Eduardo Cunha ( PMDBRJ), presidente da Câmara dos Deputados, tem pela frente o desafio de provar que não é uma estrela política cadente.
O rompimento com o governo é um sinal do desespero que tomou conta dele depois que um consultor de empresas confessou ter lhe dado dinheiro desviado de negócios com a Petrobras.
Sinal de desespero e também a encenação de uma farsa. Porque só se rompe com algo a que se está ligado. Cunha jamais esteve ligado ao governo. Dele só queria auferir benefícios.
O temperamento agressivo e histriônico do deputado só lhe permite a busca de saídas arriscadas, bruscas e barulhentas para eventuais dificuldades que enfrenta. Foi novamente o caso.

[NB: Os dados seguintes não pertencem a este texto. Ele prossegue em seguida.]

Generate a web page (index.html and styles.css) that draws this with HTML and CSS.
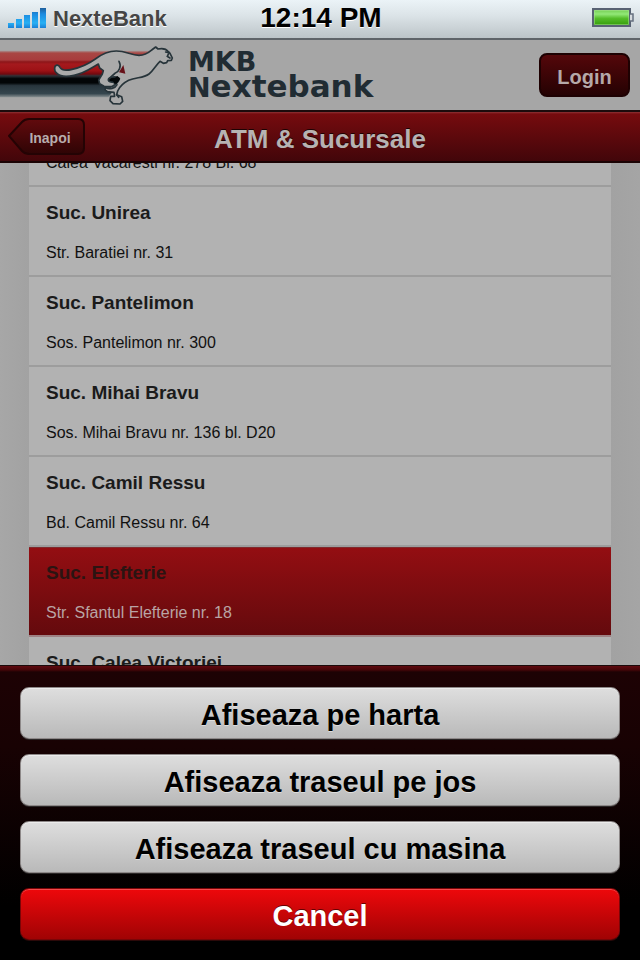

Ninguém com o mínimo de conhecimento sobre como as instituições funcionam neste momento acreditará que o governo manda no Ministério Público, como quer fazer crer Eduardo Cunha.
E que, portanto, foi o governo que mandou o Ministério Público perseguir Cunha para sujá-lo com a lama que quase entupiu os dutos da Petrobras.
Se o governo tivesse tal poder, salvaria Lula de qualquer investigação criminal, e também todos ou os principais aliados envolvidos na Operação Laja-Jato. Cunha sabe o que fez ou deixou de fazer.
O falso rompimento dele com o governo é solitário. Os colegas dele de partido, e os aliados temporários, passarão as próximas semanas de recesso do Congresso avaliando o que está por vir.
O governo dispõe de muitos meios para manter o grosso do PMDB a seu lado. Entre esses meios, o fisiologismo escancarado, que costuma ser o mais eficiente de todos.
Se a Michel Temer (PMDBSP), coordenador político do governo, não se deu o poder de distribuir cargos e liberar dinheiro para obras nos redutos eleitorais dos parlamentares, agora se dará.
O PMDB, principalmente ele, cobrará caro para não permanecer na Câmara ao lado de Cunha. Tudo será uma questão de preço. E o governo tem caixa para pagar, sim.
Aos que gostam de admirar o falso brilho das estrelas cadentes acompanhado, às vezes, de trovoadas, um conselho: aproveitem o espetáculo, mas nada de se deixarem enganar por ele.
Muitas vezes, trata-se apenas de fogo-fátuo, “uma luz azulada que decorre da inflamação espontânea do gás dos pântanos”.